Né si può dire che le norme impugnate non abbiano tenuto conto degli interessi nazionali. Da un lato, la perdurante potestà ministeriale di qualificazione delle fiere internazionali - che, nella prassi, viene esercitata mediante appositi decreti di riconoscimento, aventi un carattere ampiamente discrezionale, nei quali si fissano o si confermano il luogo ed il tempo di tali manifestazioni, sebbene autorizzate da parte regionale - esclude a priori quell'indiscriminata ed incontrollata proliferazione delle fiere stesse, che il TAR del Lazio vorrebbe evitare mediante la restaurazione d'una integrale competenza dello Stato. D'altro lato, a garantire che non si verifichino estemporanee intromissioni regionali nei rapporti fra l'Italia e gli altri Stati, vale comunque il rimedio previsto dall'art. 4, terzo comma, del d.P.R. n. 616, per cui "le regioni non possono svolgere all'estero attività promozionali relative alle materie di loro competenza se non previa intesa con il Governo e nell'ambito degli indirizzi e degli atti di coordinamento di cui al comma precedente"; ma é significativo che il conseguente decreto del Presidente del Consiglio dei ministri, emesso l'11 marzo 1980, non abbia ritenuto di dettare disposizioni specificamente concernenti le fiere internazionali destinate a svolgersi nel territorio italiano, considerando soltanto la partecipazione regionale ad esposizioni da tenersi in altri Paesi.

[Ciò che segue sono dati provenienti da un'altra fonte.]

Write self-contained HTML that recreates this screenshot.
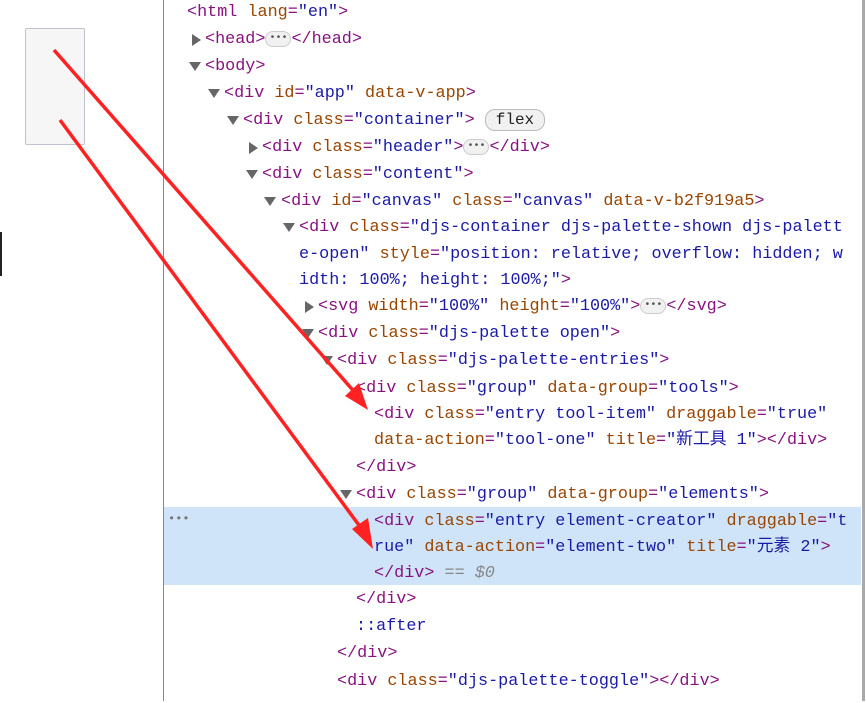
<!DOCTYPE html>
<html><head><meta charset="utf-8"><style>
body{margin:0;width:866px;height:701px;overflow:hidden;background:#fff;position:relative;font-family:"Liberation Mono","Noto Sans CJK SC",monospace;}
.left{position:absolute;left:0;top:0;width:163px;height:701px;background:#fff;border-right:1px solid #888;}
.box{position:absolute;left:25px;top:28px;width:58px;height:115px;background:#f6f6f6;border:1px solid #c0c2cc;border-radius:2px;}
.cur{position:absolute;left:0;top:232px;width:2px;height:44px;background:#222;}
.w{position:absolute;left:0;top:2px;width:866px;height:701px;}
.l{position:absolute;font-size:16.8px;line-height:26px;white-space:pre;color:#881280;}
.hl{position:absolute;left:164px;top:507px;width:697px;height:78px;background:#cfe4f8;}
.t{color:#881280}.a{color:#994500}.v{color:#1a1aa6}.g{color:#888;font-style:italic}
.tri{position:absolute;width:0;height:0;}
.dn{border-left:6px solid transparent;border-right:6px solid transparent;border-top:9px solid #666;}
.rt{border-top:6px solid transparent;border-bottom:6px solid transparent;border-left:9px solid #666;}
.pill{display:inline-block;border:1px solid #ccc;background:#f1f1f1;border-radius:9px;font-size:10px;line-height:14px;padding:0 3px;color:#555;vertical-align:middle}
.flex{display:inline-block;border:1px solid #bbb;background:#f1f1f1;border-radius:10px;line-height:20px;padding:0 10px;color:#222;font-size:16px}
.sb{position:absolute;left:862px;top:0;width:3px;height:701px;background:#aaa;}
</style></head><body>
<div class="left"><div class="box"></div><div class="cur"></div></div>
<div class="hl"></div>
<div class="sb"></div>
<div class="w">
<div class="l" style="left:168px;top:504px;color:#777;font-size:12px">•••</div>
<div class="l" style="left:187px;top:-2px">&lt;html <span class="a">lang</span>=<span class="v">"en"</span>&gt;</div>
<div class="tri rt" style="left:192px;top:32px"></div>
<div class="l" style="left:205px;top:25px">&lt;head&gt;<span class="pill">•••</span>&lt;/head&gt;</div>
<div class="tri dn" style="left:189px;top:60px"></div>
<div class="l" style="left:205px;top:52px">&lt;body&gt;</div>
<div class="tri dn" style="left:208px;top:87px"></div>
<div class="l" style="left:224px;top:79px">&lt;div <span class="a">id</span>=<span class="v">"app"</span> <span class="a">data-v-app</span>&gt;</div>
<div class="tri dn" style="left:227px;top:114px"></div>
<div class="l" style="left:243px;top:106px">&lt;div <span class="a">class</span>=<span class="v">"container"</span>&gt; <span class="flex">flex</span></div>
<div class="tri rt" style="left:249px;top:140px"></div>
<div class="l" style="left:262px;top:133px">&lt;div <span class="a">class</span>=<span class="v">"header"</span>&gt;<span class="pill">•••</span>&lt;/div&gt;</div>
<div class="tri dn" style="left:246px;top:168px"></div>
<div class="l" style="left:262px;top:160px">&lt;div <span class="a">class</span>=<span class="v">"content"</span>&gt;</div>
<div class="tri dn" style="left:264px;top:195px"></div>
<div class="l" style="left:281px;top:187px">&lt;div <span class="a">id</span>=<span class="v">"canvas"</span> <span class="a">class</span>=<span class="v">"canvas"</span> <span class="a">data-v-b2f919a5</span>&gt;</div>
<div class="tri dn" style="left:283px;top:221px"></div>
<div class="l" style="left:299px;top:213px">&lt;div <span class="a">class</span>=<span class="v">"djs-container djs-palette-shown djs-palett</span></div>
<div class="l" style="left:299px;top:240px"><span class="v">e-open"</span> <span class="a">style</span>=<span class="v">"position: relative; overflow: hidden; w</span></div>
<div class="l" style="left:299px;top:266px"><span class="v">idth: 100%; height: 100%;"</span>&gt;</div>
<div class="tri rt" style="left:305px;top:299px"></div>
<div class="l" style="left:318px;top:292px">&lt;svg <span class="a">width</span>=<span class="v">"100%"</span> <span class="a">height</span>=<span class="v">"100%"</span>&gt;<span class="pill">•••</span>&lt;/svg&gt;</div>
<div class="tri dn" style="left:302px;top:327px"></div>
<div class="l" style="left:318px;top:319px">&lt;div <span class="a">class</span>=<span class="v">"djs-palette open"</span>&gt;</div>
<div class="tri dn" style="left:321px;top:354px"></div>
<div class="l" style="left:337px;top:346px">&lt;div <span class="a">class</span>=<span class="v">"djs-palette-entries"</span>&gt;</div>
<div class="l" style="left:356px;top:374px">&lt;div <span class="a">class</span>=<span class="v">"group"</span> <span class="a">data-group</span>=<span class="v">"tools"</span>&gt;</div>
<div class="l" style="left:374px;top:400px">&lt;div <span class="a">class</span>=<span class="v">"entry tool-item"</span> <span class="a">draggable</span>=<span class="v">"true"</span></div>
<div class="l" style="left:374px;top:426px"><span class="a">data-action</span>=<span class="v">"tool-one"</span> <span class="a">title</span>=<span class="v">"新工具 1"</span>&gt;&lt;/div&gt;</div>
<div class="l" style="left:356px;top:453px">&lt;/div&gt;</div>
<div class="tri dn" style="left:340px;top:488px"></div>
<div class="l" style="left:356px;top:480px">&lt;div <span class="a">class</span>=<span class="v">"group"</span> <span class="a">data-group</span>=<span class="v">"elements"</span>&gt;</div>
<div class="l" style="left:374px;top:507px">&lt;div <span class="a">class</span>=<span class="v">"entry element-creator"</span> <span class="a">draggable</span>=<span class="v">"t</span></div>
<div class="l" style="left:374px;top:533px"><span class="v">rue"</span> <span class="a">data-action</span>=<span class="v">"element-two"</span> <span class="a">title</span>=<span class="v">"元素 2"</span>&gt;</div>
<div class="l" style="left:374px;top:559px">&lt;/div&gt; <span class="g">== $0</span></div>
<div class="l" style="left:356px;top:585px">&lt;/div&gt;</div>
<div class="l" style="left:356px;top:612px;color:#1a1aa6">::after</div>
<div class="l" style="left:337px;top:639px">&lt;/div&gt;</div>
<div class="l" style="left:337px;top:667px">&lt;div <span class="a">class</span>=<span class="v">"djs-palette-toggle"</span>&gt;&lt;/div&gt;</div>
</div>
<svg style="position:absolute;left:0;top:0" width="866" height="701">
<line x1="54" y1="50" x2="358" y2="396" stroke="#f22" stroke-width="3.5"/>
<polygon points="368,410 345,396 359,383" fill="#f22"/>
<line x1="60" y1="120" x2="364" y2="532" stroke="#f22" stroke-width="3.5"/>
<polygon points="373,549 352,529 368,518" fill="#f22"/>
</svg>
</body></html>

Come prospettata dall'ordinanza in esame, l'impugnativa dev'essere dunque respinta; mentre spetta al giudice a quo stabilire quale sia l'incidenza dell'art. 53 n. 1 del d.P.R. n. 616, relativamente alla particolare controversia che ha dato origine al presente giudizio.

 

PER QUESTI MOTIVI

LA CORTE COSTITUZIONALE

 

dichiara non fondata la questione di legittimità costituzionale degli artt. 51 e 53 del d.P.R. 24 luglio 1977, n. 616, in riferimento all'art. 117 Cost., sollevata dal Tribunale amministrativo regionale del Lazio, con l'ordinanza indicata in epigrafe.

Così deciso in Roma, nella sede della Corte costituzionale, Palazzo della Consulta, il 18 gennaio 1985.

Leopoldo ELIA -  Livio PALADIN

Depositata in cancelleria il 23 gennaio 1985.